== Given exercise ==
In your copy, leave out the pictures and repeat the entries below exactly.

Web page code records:
━━━━━━━━━━━━━━━━━━━━
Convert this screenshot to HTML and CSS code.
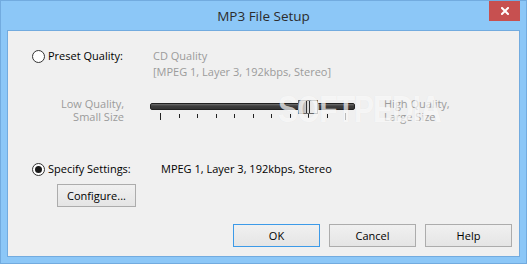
FILE: index.html
```html
<!DOCTYPE html>
<html lang="en">
<head>
    <meta charset="UTF-8" />
    <title>MP3 File Setup</title>
    <link rel="stylesheet" href="styles.css">
</head>
<body>
<div class="window">
    <div class="titlebar">
        <span></span>
        <div class="title">MP3 File Setup</div>
        <button class="close" aria-label="Close">
            <svg width="8" height="8" viewBox="0 0 8 8"><path d="M1 1 L7 7 M7 1 L1 7" stroke="#fff" stroke-width="2" stroke-linecap="square"/></svg>
        </button>
    </div>
    <div class="client">
        <div class="row preset">
            <div class="option">
                <span class="radio"></span>
                <span>Preset Quality:</span>
            </div>
            <div class="muted">
                <div>CD Quality</div>
                <div>[MPEG 1, Layer 3, 192kbps, Stereo]</div>
            </div>
        </div>

        <div class="quality">
            <div class="muted end-label left">Low Quality,<br>Small Size</div>
            <div class="slider">
                <div class="track"></div>
                <div class="thumb"><i></i><i></i></div>
                <div class="ticks">
                    <i class="long"></i><i></i><i></i><i></i><i></i><i></i><i></i><i></i><i></i><i></i><i class="long"></i>
                </div>
            </div>
            <div class="muted end-label">High Quality,<br>Large Size</div>
            <div class="watermark">SOFTPEDIA</div>
        </div>

        <div class="row specify">
            <div class="option">
                <span class="radio checked"></span>
                <span>Specify Settings:</span>
            </div>
            <div>MPEG 1, Layer 3, 192kbps, Stereo</div>
        </div>

        <div class="configure">
            <button class="btn">Configure...</button>
        </div>

        <div class="actions">
            <button class="btn default">OK</button>
            <button class="btn">Cancel</button>
            <button class="btn">Help</button>
        </div>
    </div>
</div>
</body>
</html>
```

FILE: styles.css
```css
:root {
    --frame: #8cc7f7;
    --frame-edge: #72abdf;
    --face: #f0f0f0;
    --muted: #9b9b9b;
    --text: #000;
}
* { margin: 0; padding: 0; box-sizing: border-box; }
body {
    font-family: 'Open Sans', 'Noto Sans', sans-serif;
    font-size: 11px;
    line-height: 16px;
    color: var(--text);
    background: #fff;
}
.window {
    width: 527px;
    height: 264px;
    background: var(--frame);
    border: 1px solid var(--frame-edge);
    padding: 0 6px 6px;
    display: flex;
    flex-direction: column;
}
.titlebar {
    height: 29px;
    display: grid;
    grid-template-columns: 1fr auto 1fr;
    align-items: start;
}
.title {
    font-size: 13.5px;
    line-height: 20px;
    padding-top: 5px;
    color: #2c2c2c;
}
.close {
    justify-self: end;
    width: 31px;
    height: 20px;
    border: none;
    background: #c75050;
    display: flex;
    align-items: center;
    justify-content: center;
}
.client {
    flex: 1;
    background: var(--face);
    border: 1px solid var(--frame-edge);
    padding: 17px 7px 0 0;
    display: flex;
    flex-direction: column;
}
.row {
    display: grid;
    padding-left: 24px;
}
.preset { grid-template-columns: 121px 1fr; }
.specify { grid-template-columns: 129px 1fr; margin-top: 38px; }
.option {
    display: flex;
    align-items: center;
    gap: 3px;
    height: 16px;
}
.radio {
    width: 13px;
    height: 13px;
    border: 1px solid #333;
    border-radius: 50%;
    background: #fff;
    display: flex;
    align-items: center;
    justify-content: center;
}
.radio.checked::after {
    content: '';
    width: 7px;
    height: 7px;
    border-radius: 50%;
    background: #1a1a1a;
}
.muted { color: var(--muted); }

.quality {
    position: relative;
    display: flex;
    margin-top: 17px;
    line-height: 13px;
}
.end-label { width: 120px; }
.end-label.left {
    width: 116px;
    text-align: right;
    margin-right: 26px;
}
.slider {
    position: relative;
    width: 205px;
    height: 23px;
    margin-right: 29px;
}
.track {
    margin-top: 6px;
    height: 7px;
    border: 1px solid #222;
    border-radius: 2px;
    background: linear-gradient(#707070, #3e3e3e 40%, #353535);
}
.thumb {
    position: absolute;
    left: 148px;
    top: 3px;
    width: 20px;
    height: 14px;
    border: 1px solid #6a6a6a;
    background: linear-gradient(90deg, #9a9a9a, #c8c8c8 35%, #e6e6e6 60%, #f2f2f2);
    display: flex;
    justify-content: center;
    gap: 2px;
}
.thumb i {
    width: 1px;
    background: #333;
}
.ticks {
    display: flex;
    justify-content: space-between;
    align-items: flex-start;
    padding: 0 9px 0 10px;
    margin-top: 3px;
}
.ticks i {
    width: 1px;
    height: 4px;
    margin-top: 1px;
    background: #222;
}
.ticks i.long {
    height: 7px;
    margin-top: 0;
}
.watermark {
    position: absolute;
    left: 270px;
    top: 0;
    font-family: 'Liberation Sans', sans-serif;
    font-weight: 700;
    font-size: 30px;
    line-height: 26px;
    letter-spacing: -1px;
    color: rgba(255, 255, 255, 0.7);
    text-shadow: 0 0 1px rgba(0, 0, 0, 0.06);
    transform: scaleY(1.2);
    pointer-events: none;
}

.configure {
    padding-left: 49px;
    margin-top: 7px;
}
.btn {
    font: inherit;
    color: var(--text);
    height: 23px;
    border: 1px solid #acacac;
    background: linear-gradient(#f0f0f0, #e5e5e5);
}
.configure .btn { width: 79px; }
.actions {
    display: flex;
    justify-content: flex-end;
    gap: 9px;
    margin-top: 17px;
}
.actions .btn { width: 87px; }
.btn.default { border-color: #3c9ae8; }
```
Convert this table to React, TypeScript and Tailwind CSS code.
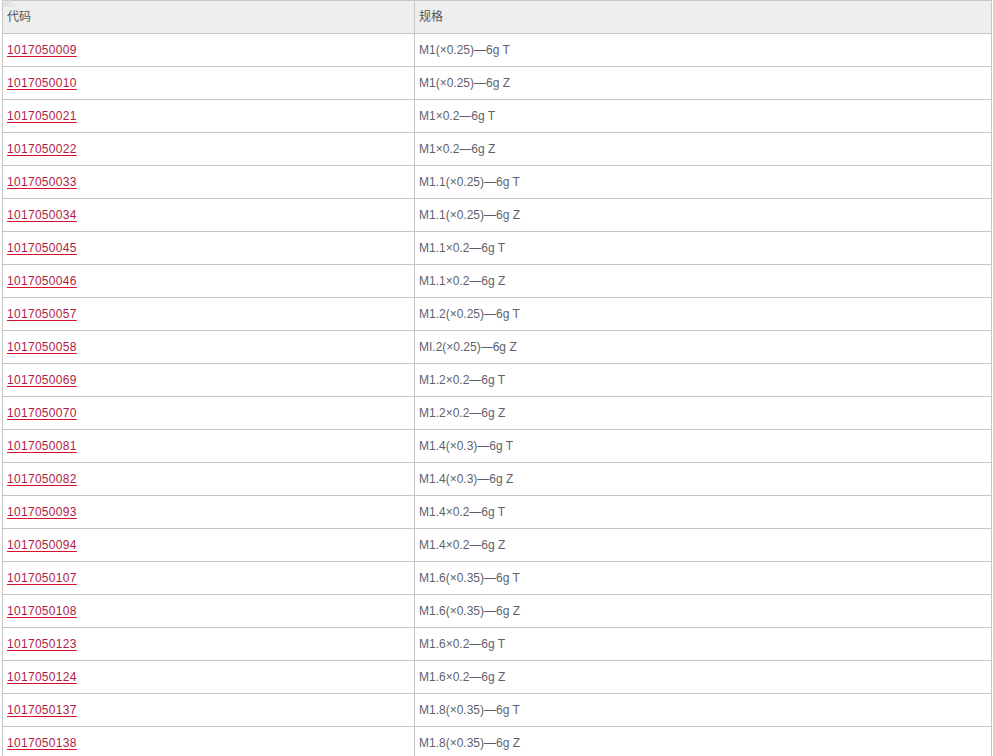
━━━━━━━━━━━━━━━━━━━━
== The reply ==
Convert this screenshot to HTML and CSS code.
FILE: index.html
```html
<!DOCTYPE html>
<html lang="en">
<head>
    <meta charset="UTF-8" />
    <title>MP3 File Setup</title>
    <link rel="stylesheet" href="styles.css">
</head>
<body>
<div class="window">
    <div class="titlebar">
        <span></span>
        <div class="title">MP3 File Setup</div>
        <button class="close" aria-label="Close">
            <svg width="8" height="8" viewBox="0 0 8 8"><path d="M1 1 L7 7 M7 1 L1 7" stroke="#fff" stroke-width="2" stroke-linecap="square"/></svg>
        </button>
    </div>
    <div class="client">
        <div class="row preset">
            <div class="option">
                <span class="radio"></span>
                <span>Preset Quality:</span>
            </div>
            <div class="muted">
                <div>CD Quality</div>
                <div>[MPEG 1, Layer 3, 192kbps, Stereo]</div>
            </div>
        </div>

        <div class="quality">
            <div class="muted end-label left">Low Quality,<br>Small Size</div>
            <div class="slider">
                <div class="track"></div>
                <div class="thumb"><i></i><i></i></div>
                <div class="ticks">
                    <i class="long"></i><i></i><i></i><i></i><i></i><i></i><i></i><i></i><i></i><i></i><i class="long"></i>
                </div>
            </div>
            <div class="muted end-label">High Quality,<br>Large Size</div>
            <div class="watermark">SOFTPEDIA</div>
        </div>

        <div class="row specify">
            <div class="option">
                <span class="radio checked"></span>
                <span>Specify Settings:</span>
            </div>
            <div>MPEG 1, Layer 3, 192kbps, Stereo</div>
        </div>

        <div class="configure">
            <button class="btn">Configure...</button>
        </div>

        <div class="actions">
            <button class="btn default">OK</button>
            <button class="btn">Cancel</button>
            <button class="btn">Help</button>
        </div>
    </div>
</div>
</body>
</html>
```

FILE: styles.css
```css
:root {
    --frame: #8cc7f7;
    --frame-edge: #72abdf;
    --face: #f0f0f0;
    --muted: #9b9b9b;
    --text: #000;
}
* { margin: 0; padding: 0; box-sizing: border-box; }
body {
    font-family: 'Open Sans', 'Noto Sans', sans-serif;
    font-size: 11px;
    line-height: 16px;
    color: var(--text);
    background: #fff;
}
.window {
    width: 527px;
    height: 264px;
    background: var(--frame);
    border: 1px solid var(--frame-edge);
    padding: 0 6px 6px;
    display: flex;
    flex-direction: column;
}
.titlebar {
    height: 29px;
    display: grid;
    grid-template-columns: 1fr auto 1fr;
    align-items: start;
}
.title {
    font-size: 13.5px;
    line-height: 20px;
    padding-top: 5px;
    color: #2c2c2c;
}
.close {
    justify-self: end;
    width: 31px;
    height: 20px;
    border: none;
    background: #c75050;
    display: flex;
    align-items: center;
    justify-content: center;
}
.client {
    flex: 1;
    background: var(--face);
    border: 1px solid var(--frame-edge);
    padding: 17px 7px 0 0;
    display: flex;
    flex-direction: column;
}
.row {
    display: grid;
    padding-left: 24px;
}
.preset { grid-template-columns: 121px 1fr; }
.specify { grid-template-columns: 129px 1fr; margin-top: 38px; }
.option {
    display: flex;
    align-items: center;
    gap: 3px;
    height: 16px;
}
.radio {
    width: 13px;
    height: 13px;
    border: 1px solid #333;
    border-radius: 50%;
    background: #fff;
    display: flex;
    align-items: center;
    justify-content: center;
}
.radio.checked::after {
    content: '';
    width: 7px;
    height: 7px;
    border-radius: 50%;
    background: #1a1a1a;
}
.muted { color: var(--muted); }

.quality {
    position: relative;
    display: flex;
    margin-top: 17px;
    line-height: 13px;
}
.end-label { width: 120px; }
.end-label.left {
    width: 116px;
    text-align: right;
    margin-right: 26px;
}
.slider {
    position: relative;
    width: 205px;
    height: 23px;
    margin-right: 29px;
}
.track {
    margin-top: 6px;
    height: 7px;
    border: 1px solid #222;
    border-radius: 2px;
    background: linear-gradient(#707070, #3e3e3e 40%, #353535);
}
.thumb {
    position: absolute;
    left: 148px;
    top: 3px;
    width: 20px;
    height: 14px;
    border: 1px solid #6a6a6a;
    background: linear-gradient(90deg, #9a9a9a, #c8c8c8 35%, #e6e6e6 60%, #f2f2f2);
    display: flex;
    justify-content: center;
    gap: 2px;
}
.thumb i {
    width: 1px;
    background: #333;
}
.ticks {
    display: flex;
    justify-content: space-between;
    align-items: flex-start;
    padding: 0 9px 0 10px;
    margin-top: 3px;
}
.ticks i {
    width: 1px;
    height: 4px;
    margin-top: 1px;
    background: #222;
}
.ticks i.long {
    height: 7px;
    margin-top: 0;
}
.watermark {
    position: absolute;
    left: 270px;
    top: 0;
    font-family: 'Liberation Sans', sans-serif;
    font-weight: 700;
    font-size: 30px;
    line-height: 26px;
    letter-spacing: -1px;
    color: rgba(255, 255, 255, 0.7);
    text-shadow: 0 0 1px rgba(0, 0, 0, 0.06);
    transform: scaleY(1.2);
    pointer-events: none;
}

.configure {
    padding-left: 49px;
    margin-top: 7px;
}
.btn {
    font: inherit;
    color: var(--text);
    height: 23px;
    border: 1px solid #acacac;
    background: linear-gradient(#f0f0f0, #e5e5e5);
}
.configure .btn { width: 79px; }
.actions {
    display: flex;
    justify-content: flex-end;
    gap: 9px;
    margin-top: 17px;
}
.actions .btn { width: 87px; }
.btn.default { border-color: #3c9ae8; }
```
Convert this table to React, TypeScript and Tailwind CSS code.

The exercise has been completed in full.